Alan Garber | |
---|---|
31st President of Harvard University | |
Assumed office January 2, 2024 | |
Preceded by | Claudine Gay |
Provost of Harvard University | |
In office September 1, 2011 – March 14, 2024 | |
Preceded by | Steven Hyman |
Succeeded by | John F. Manning |
Personal details | |
Born | Illinois, U.S. | May 7, 1955
Spouse | Anne Yahanda |
Children | 4 |
Education | Harvard University (BA, MA, PhD) Stanford University (MD) |
Scientific career | |
Fields | Health care policy |
Institutions | |
Thesis | Costs and control of antibiotic resistance (1982) |
Doctoral advisors | Martin Feldstein Zvi Griliches Richard Zeckhauser |
Alan Michael Garber (born May 7, 1955) is an American physician and health economist, currently serving as the 31st president of Harvard University since January 2024.[1][2]
Garber was born in Illinois, in 1955, to Harry and Jean Garber in a Jewish household.[3] He grew up in Rock Island, Illinois.[4]
Garber attended Harvard College, where he obtained a B.A. in economics in 1976 followed by a M.A. and Ph.D. in economics, also from Harvard.[4] While pursuing his Ph.D., he enrolled simultaneously at Stanford University, where he received a Doctor of Medicine degree in 1983.[5] He completed his residency training in internal medicine at Harvard Medical School-affiliated Brigham and Women's Hospital in Boston in 1986.
Garber succeeded Steven Hyman as the provost of Harvard University on September 1, 2011.[5] He served as provost until March 14, 2024, when John F. Manning took on the position on an interim basis.[6]

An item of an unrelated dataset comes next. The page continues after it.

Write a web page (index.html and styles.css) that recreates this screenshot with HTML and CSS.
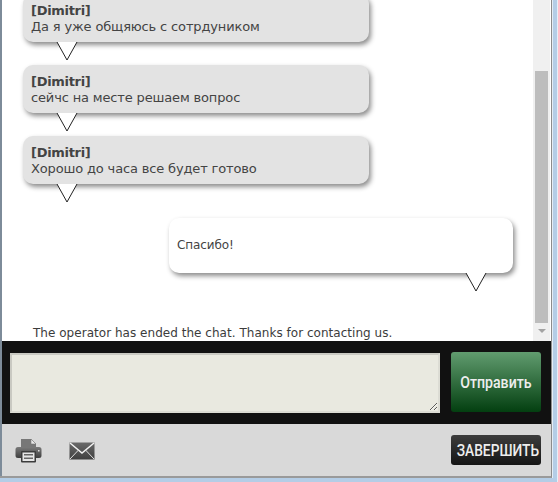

Garber is also the Mallinckrodt Professor of Health Care Policy at Harvard Medical School, Professor of Economics in the Harvard Faculty of Arts and Sciences, Professor of Public Policy at Harvard Kennedy School, and Professor in the Department of Health Policy and Management in the Harvard T.H. Chan School of Public Health.[7][8]
He is currently the president of Harvard University until 2027, having succeeded Claudine Gay after her resignation.[9][10] Initially appointed as an interim president, on August 2, 2024, the Harvard Corporation announced that Garber would be the university's permanent president for a fixed term of three years ending at the conclusion of the 2026-2027 academic year.
In July 2016, Harvard University's Office of the Provost launched a web page in response to its graduate students' efforts to unionize.[11] On August 23, 2016, following the Columbia decision which restored union rights to teaching and research assistants, the provost's office wrote in an email to students, "we continue to believe that the relationship between students and the University is primarily about education, and that unionization will disrupt academic programs and freedoms, mentoring, and research at Harvard."[11] Following a decision by the regional director of the National Labor Relations Board that Harvard was in violation of the Excelsior rule, Garber defended the university's appeal to the National Labor Relations Board in Washington, D.C.,[12] writing that the university "believes that the November 2016 election results, which reflect the votes and voices of well-informed students, should stand, and has appealed the Regional Director's decision to the contrary."[11]
In October 2019, The Harvard Crimson reported that Garber collected more than $2.7 million serving on the board of directors for Exelixis[13] and Vertex Pharmaceuticals[14] since being appointed as Harvard's provost in 2011, according to SEC filings.[15] The companies indicated that his compensation was normal for board members.[16] Garber stated that he had thoroughly disclosed his industry affiliations in conflict of interest forms for the university.[17]
Under Garber's leadership, Harvard administration drew criticism for preventing 13 undergraduates from collecting their diplomas at the annual commencement ceremony as a consequence for participation in pro-Palestinian protests.[18] Nearly 500 Harvard faculty and students criticized the sanctions as disproportionate, unprecedented, and designed to stifle open discourse,[19] while others identified it as an example of the "Palestine Exception" to free speech.[20] The decision was initially overturned by 115 faculty members of the Faculty of Arts and Sciences, but ultimately reinstated by the Harvard Corporation.[21]